[START]

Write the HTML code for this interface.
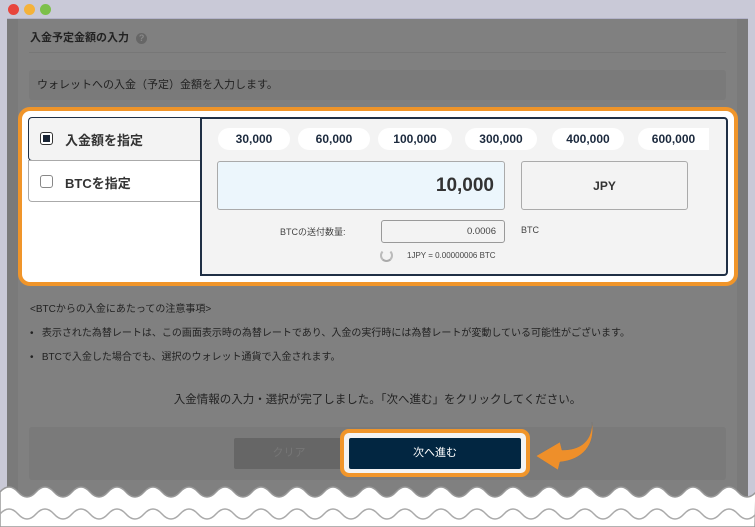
<!DOCTYPE html>
<html><head><meta charset="utf-8"><style>
*{margin:0;padding:0;box-sizing:border-box}
body{width:755px;height:527px;background:#c9c9d7;position:relative;overflow:hidden;font-family:"Liberation Sans","Noto Sans CJK JP",sans-serif;color:#222}
.abs{position:absolute}
.dot{position:absolute;top:4px;width:11px;height:11px;border-radius:50%}
.main{left:7px;top:18px;width:741px;height:509px;background:#808080;border-top:1px solid #b3b3c9}
.pill{position:absolute;top:128px;height:22px;width:72px;background:#fff;border-radius:11px;font-size:12px;font-weight:bold;color:#1c2a3e;text-align:center;line-height:22px}
</style></head><body>
<div class="dot" style="left:8px;background:#e8453c"></div>
<div class="dot" style="left:24px;background:#f4b23a"></div>
<div class="dot" style="left:40px;background:#7cc04a"></div>
<div class="abs main"></div>
<div class="abs" style="left:7px;top:19px;width:11px;height:480px;background:#7a7a7a"></div>
<div class="abs" style="left:737px;top:19px;width:11px;height:480px;background:#7a7a7a"></div>
<div class="abs" style="left:30px;top:29px;font-size:11px;font-weight:bold;color:#222">入金予定金額の入力 <span style="display:inline-block;width:11px;height:11px;border-radius:50%;background:#666;color:#888;font-size:9px;text-align:center;line-height:11px;margin-left:4px">?</span></div>
<div class="abs" style="left:29px;top:52px;width:697px;height:1px;background:#777"></div>
<div class="abs" style="left:29px;top:70px;width:697px;height:30px;background:#7a7a7a;border-radius:3px;font-size:11px;line-height:30px;padding-left:8px;color:#222">ウォレットへの入金（予定）金額を入力します。</div>
<div class="abs" style="left:18px;top:107px;width:720px;height:179px;border:4px solid #f0952a;border-radius:12px;background:#fff"></div>
<div class="abs" style="left:28px;top:117px;width:174px;height:44px;background:#f3f3f3;border:1.5px solid #1f2f45;border-right:none;border-radius:4px 0 0 4px"></div>
<div class="abs" style="left:40px;top:132px;width:13px;height:13px;border:1px solid #333;border-radius:3px;background:#fff"><div style="margin:2px;width:7px;height:7px;background:#1a2535"></div></div>
<div class="abs" style="left:65px;top:130px;font-size:13px;font-weight:bold;color:#333">入金額を指定</div>
<div class="abs" style="left:28px;top:160px;width:174px;height:42px;background:#fff;border:1px solid #aaa;border-right:none;border-radius:0 0 0 4px"></div>
<div class="abs" style="left:40px;top:175px;width:13px;height:13px;border:1px solid #888;border-radius:3px;background:#fff"></div>
<div class="abs" style="left:65px;top:173px;font-size:13px;font-weight:bold;color:#333">BTCを指定</div>
<div class="abs" style="left:200px;top:117px;width:528px;height:159px;background:#f3f3f3;border:2px solid #1f2f45;border-left-width:2px;border-radius:0 4px 4px 0"></div>
<div class="pill" style="left:218px">30,000</div>
<div class="pill" style="left:298px">60,000</div>
<div class="pill" style="left:378px;width:74px">100,000</div>
<div class="pill" style="left:465px">300,000</div>
<div class="pill" style="left:552px">400,000</div>
<div class="pill" style="left:638px;width:71px;border-radius:11px 0 0 11px">600,000</div>
<div class="abs" style="left:217px;top:161px;width:288px;height:49px;background:#ecf6fc;border:1px solid #aaa;border-radius:3px;font-size:19px;font-weight:bold;color:#333;text-align:right;padding-right:10px;line-height:48px">10,000</div>
<div class="abs" style="left:521px;top:161px;width:167px;height:49px;background:#f3f3f3;border:1px solid #aaa;border-radius:3px;font-size:12px;font-weight:bold;color:#333;text-align:center;line-height:48px">JPY</div>
<div class="abs" style="left:280px;top:225px;font-size:9px;color:#444">BTCの送付数量:</div>
<div class="abs" style="left:381px;top:220px;width:124px;height:23px;border:1px solid #999;border-radius:3px;font-size:9.5px;color:#444;text-align:right;padding-right:8px;line-height:22px">0.0006</div>
<div class="abs" style="left:521px;top:225px;font-size:9px;color:#444">BTC</div>
<div class="abs" style="left:380px;top:249px;width:13px;height:13px;border:2.5px solid #bbb;border-radius:50%;border-top-color:transparent;border-bottom-color:#aaa"></div>
<div class="abs" style="left:407px;top:251px;font-size:8px;color:#444">1JPY = 0.00000006 BTC</div>
<div class="abs" style="left:30px;top:300px;font-size:10px;color:#222">&lt;BTCからの入金にあたっての注意事項&gt;</div>
<div class="abs" style="left:30px;top:324px;font-size:10px;color:#222">•&nbsp;&nbsp;&nbsp;表示された為替レートは、この画面表示時の為替レートであり、入金の実行時には為替レートが変動している可能性がございます。</div>
<div class="abs" style="left:30px;top:348px;font-size:10px;color:#222">•&nbsp;&nbsp;&nbsp;BTCで入金した場合でも、選択のウォレット通貨で入金されます。</div>
<div class="abs" style="left:0;width:755px;top:391px;font-size:11.5px;color:#222;text-align:center">入金情報の入力・選択が完了しました。「次へ進む」をクリックしてください。</div>
<div class="abs" style="left:29px;top:427px;width:697px;height:53px;background:#7a7a7a;border-radius:3px"></div>
<div class="abs" style="left:234px;top:438px;width:110px;height:31px;background:#666;border-radius:2px;font-size:11px;color:#777;text-align:center;line-height:31px">クリア</div>
<div class="abs" style="left:340px;top:429px;width:190px;height:48px;background:#f3f3f3;border:4px solid #f0952a;border-radius:9px"></div>
<div class="abs" style="left:349px;top:438px;width:172px;height:31px;background:#022641;border-radius:2px;font-size:11px;color:#fff;text-align:center;line-height:31px">次へ進む</div>
<svg class="abs" style="left:530px;top:420px" width="70" height="55" viewBox="0 0 70 55"><path d="M62 2 C62 20 52 30 32 30 L30 22 L6 36 L28 50 L30 42 C52 40 66 25 62 2 Z" fill="#ee8f2a" stroke="#777" stroke-width="0.5"/></svg>
<svg class="abs" style="left:0;top:480px" width="755" height="47" viewBox="0 0 755 47"><path d="M0 12 Q9 2 18 12 T36 12 T54 12 T72 12 T90 12 T108 12 T126 12 T144 12 T162 12 T180 12 T198 12 T216 12 T234 12 T252 12 T270 12 T288 12 T306 12 T324 12 T342 12 T360 12 T378 12 T396 12 T414 12 T432 12 T450 12 T468 12 T486 12 T504 12 T522 12 T540 12 T558 12 T576 12 T594 12 T612 12 T630 12 T648 12 T666 12 T684 12 T702 12 T720 12 T738 12 T756 12 L755 47 L0 47 Z" fill="#fff" stroke="#999" stroke-width="1.5"/><path d="M0 34 Q9 24 18 34 T36 34 T54 34 T72 34 T90 34 T108 34 T126 34 T144 34 T162 34 T180 34 T198 34 T216 34 T234 34 T252 34 T270 34 T288 34 T306 34 T324 34 T342 34 T360 34 T378 34 T396 34 T414 34 T432 34 T450 34 T468 34 T486 34 T504 34 T522 34 T540 34 T558 34 T576 34 T594 34 T612 34 T630 34 T648 34 T666 34 T684 34 T702 34 T720 34 T738 34 T756 34" fill="none" stroke="#aaa" stroke-width="1.5"/></svg>
</body></html>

[END]

WRITTEN INSTRUCTION :: Omit the pictures, and quote the material above exactly as given.

RIGHT ANSWER ::
Write the HTML code for this interface.
<!DOCTYPE html>
<html><head><meta charset="utf-8"><style>
*{margin:0;padding:0;box-sizing:border-box}
body{width:755px;height:527px;background:#c9c9d7;position:relative;overflow:hidden;font-family:"Liberation Sans","Noto Sans CJK JP",sans-serif;color:#222}
.abs{position:absolute}
.dot{position:absolute;top:4px;width:11px;height:11px;border-radius:50%}
.main{left:7px;top:18px;width:741px;height:509px;background:#808080;border-top:1px solid #b3b3c9}
.pill{position:absolute;top:128px;height:22px;width:72px;background:#fff;border-radius:11px;font-size:12px;font-weight:bold;color:#1c2a3e;text-align:center;line-height:22px}
</style></head><body>
<div class="dot" style="left:8px;background:#e8453c"></div>
<div class="dot" style="left:24px;background:#f4b23a"></div>
<div class="dot" style="left:40px;background:#7cc04a"></div>
<div class="abs main"></div>
<div class="abs" style="left:7px;top:19px;width:11px;height:480px;background:#7a7a7a"></div>
<div class="abs" style="left:737px;top:19px;width:11px;height:480px;background:#7a7a7a"></div>
<div class="abs" style="left:30px;top:29px;font-size:11px;font-weight:bold;color:#222">入金予定金額の入力 <span style="display:inline-block;width:11px;height:11px;border-radius:50%;background:#666;color:#888;font-size:9px;text-align:center;line-height:11px;margin-left:4px">?</span></div>
<div class="abs" style="left:29px;top:52px;width:697px;height:1px;background:#777"></div>
<div class="abs" style="left:29px;top:70px;width:697px;height:30px;background:#7a7a7a;border-radius:3px;font-size:11px;line-height:30px;padding-left:8px;color:#222">ウォレットへの入金（予定）金額を入力します。</div>
<div class="abs" style="left:18px;top:107px;width:720px;height:179px;border:4px solid #f0952a;border-radius:12px;background:#fff"></div>
<div class="abs" style="left:28px;top:117px;width:174px;height:44px;background:#f3f3f3;border:1.5px solid #1f2f45;border-right:none;border-radius:4px 0 0 4px"></div>
<div class="abs" style="left:40px;top:132px;width:13px;height:13px;border:1px solid #333;border-radius:3px;background:#fff"><div style="margin:2px;width:7px;height:7px;background:#1a2535"></div></div>
<div class="abs" style="left:65px;top:130px;font-size:13px;font-weight:bold;color:#333">入金額を指定</div>
<div class="abs" style="left:28px;top:160px;width:174px;height:42px;background:#fff;border:1px solid #aaa;border-right:none;border-radius:0 0 0 4px"></div>
<div class="abs" style="left:40px;top:175px;width:13px;height:13px;border:1px solid #888;border-radius:3px;background:#fff"></div>
<div class="abs" style="left:65px;top:173px;font-size:13px;font-weight:bold;color:#333">BTCを指定</div>
<div class="abs" style="left:200px;top:117px;width:528px;height:159px;background:#f3f3f3;border:2px solid #1f2f45;border-left-width:2px;border-radius:0 4px 4px 0"></div>
<div class="pill" style="left:218px">30,000</div>
<div class="pill" style="left:298px">60,000</div>
<div class="pill" style="left:378px;width:74px">100,000</div>
<div class="pill" style="left:465px">300,000</div>
<div class="pill" style="left:552px">400,000</div>
<div class="pill" style="left:638px;width:71px;border-radius:11px 0 0 11px">600,000</div>
<div class="abs" style="left:217px;top:161px;width:288px;height:49px;background:#ecf6fc;border:1px solid #aaa;border-radius:3px;font-size:19px;font-weight:bold;color:#333;text-align:right;padding-right:10px;line-height:48px">10,000</div>
<div class="abs" style="left:521px;top:161px;width:167px;height:49px;background:#f3f3f3;border:1px solid #aaa;border-radius:3px;font-size:12px;font-weight:bold;color:#333;text-align:center;line-height:48px">JPY</div>
<div class="abs" style="left:280px;top:225px;font-size:9px;color:#444">BTCの送付数量:</div>
<div class="abs" style="left:381px;top:220px;width:124px;height:23px;border:1px solid #999;border-radius:3px;font-size:9.5px;color:#444;text-align:right;padding-right:8px;line-height:22px">0.0006</div>
<div class="abs" style="left:521px;top:225px;font-size:9px;color:#444">BTC</div>
<div class="abs" style="left:380px;top:249px;width:13px;height:13px;border:2.5px solid #bbb;border-radius:50%;border-top-color:transparent;border-bottom-color:#aaa"></div>
<div class="abs" style="left:407px;top:251px;font-size:8px;color:#444">1JPY = 0.00000006 BTC</div>
<div class="abs" style="left:30px;top:300px;font-size:10px;color:#222">&lt;BTCからの入金にあたっての注意事項&gt;</div>
<div class="abs" style="left:30px;top:324px;font-size:10px;color:#222">•&nbsp;&nbsp;&nbsp;表示された為替レートは、この画面表示時の為替レートであり、入金の実行時には為替レートが変動している可能性がございます。</div>
<div class="abs" style="left:30px;top:348px;font-size:10px;color:#222">•&nbsp;&nbsp;&nbsp;BTCで入金した場合でも、選択のウォレット通貨で入金されます。</div>
<div class="abs" style="left:0;width:755px;top:391px;font-size:11.5px;color:#222;text-align:center">入金情報の入力・選択が完了しました。「次へ進む」をクリックしてください。</div>
<div class="abs" style="left:29px;top:427px;width:697px;height:53px;background:#7a7a7a;border-radius:3px"></div>
<div class="abs" style="left:234px;top:438px;width:110px;height:31px;background:#666;border-radius:2px;font-size:11px;color:#777;text-align:center;line-height:31px">クリア</div>
<div class="abs" style="left:340px;top:429px;width:190px;height:48px;background:#f3f3f3;border:4px solid #f0952a;border-radius:9px"></div>
<div class="abs" style="left:349px;top:438px;width:172px;height:31px;background:#022641;border-radius:2px;font-size:11px;color:#fff;text-align:center;line-height:31px">次へ進む</div>
<svg class="abs" style="left:530px;top:420px" width="70" height="55" viewBox="0 0 70 55"><path d="M62 2 C62 20 52 30 32 30 L30 22 L6 36 L28 50 L30 42 C52 40 66 25 62 2 Z" fill="#ee8f2a" stroke="#777" stroke-width="0.5"/></svg>
<svg class="abs" style="left:0;top:480px" width="755" height="47" viewBox="0 0 755 47"><path d="M0 12 Q9 2 18 12 T36 12 T54 12 T72 12 T90 12 T108 12 T126 12 T144 12 T162 12 T180 12 T198 12 T216 12 T234 12 T252 12 T270 12 T288 12 T306 12 T324 12 T342 12 T360 12 T378 12 T396 12 T414 12 T432 12 T450 12 T468 12 T486 12 T504 12 T522 12 T540 12 T558 12 T576 12 T594 12 T612 12 T630 12 T648 12 T666 12 T684 12 T702 12 T720 12 T738 12 T756 12 L755 47 L0 47 Z" fill="#fff" stroke="#999" stroke-width="1.5"/><path d="M0 34 Q9 24 18 34 T36 34 T54 34 T72 34 T90 34 T108 34 T126 34 T144 34 T162 34 T180 34 T198 34 T216 34 T234 34 T252 34 T270 34 T288 34 T306 34 T324 34 T342 34 T360 34 T378 34 T396 34 T414 34 T432 34 T450 34 T468 34 T486 34 T504 34 T522 34 T540 34 T558 34 T576 34 T594 34 T612 34 T630 34 T648 34 T666 34 T684 34 T702 34 T720 34 T738 34 T756 34" fill="none" stroke="#aaa" stroke-width="1.5"/></svg>
</body></html>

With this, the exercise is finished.